Thursday, July 17, 2008

Thinking about Karen Dalton

My review of the newly rediscovered Green Rocky Road materials, recorded by Karen Dalton in Colorada between 1962 and 1963, runs today in Dusted.

Karen Dalton
Green Rocky Road
Delmore

Recorded "on two tracks" (as Dalton plainly states) in 1962 and 1963, the material for Green Rocky Road came from the same trove of reel-to-reel tapes that gave birth to Cotton Eyed Joe last year. The main difference is that Cotton Eyed Joe was played for an audience in a tiny Colorado coffee house, while Green Rocky Road was laid down at home and mostly alone. So, while Cotton Eyed Joe was interspersed with the evidence of other people – applause, conversation, a certain communicativeness in the playing – this one seems almost wholly internal.

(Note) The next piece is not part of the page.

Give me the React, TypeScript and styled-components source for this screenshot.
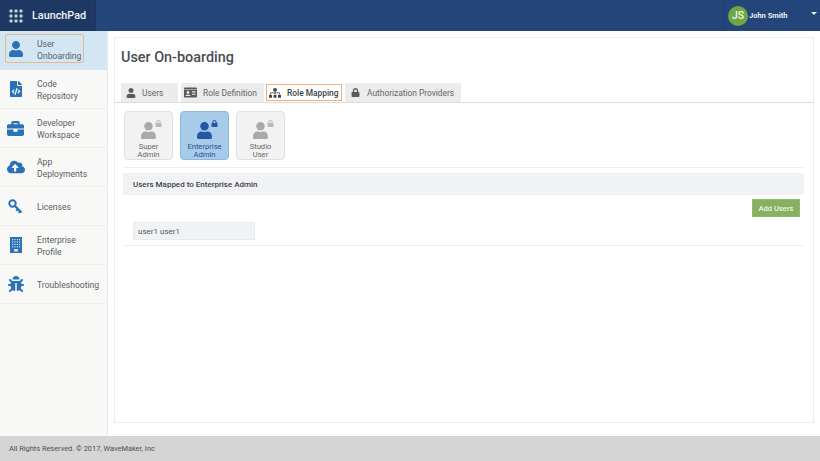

Dalton is still in her mid-20s here, not yet smoothed or styled by contact with Bleecker Street contemporaries like Fred Neil, not yet plagued by the addictions of her later years. She has not yet learned the sophisticated jazz-like phrasing of So Hard to Tell Who's Going to Love You Best, and her approach is plain-spoken, strong and solitary. You have only to contrast Green Rocky Road's "Ribbon Bow" with the one she recorded for Capitol half a decade later to hear the difference. Here, "Ribbon Bow" is all her, the extraordinarily emotive voice, the steady thrum of 12-string. You feel, almost, as if you're eavesdropping, so private and meditative is the song. By the time she comes back to "Ribbon Bow" in 1969, her voice has modulated, landing lightly on the notes, curving around them in blues-tinged flourishes. She no longer sounds like she is thinking aloud, but rather performing. It is as if, in the interim, she has gone from dreaming about "if I were like city girls" to becoming one.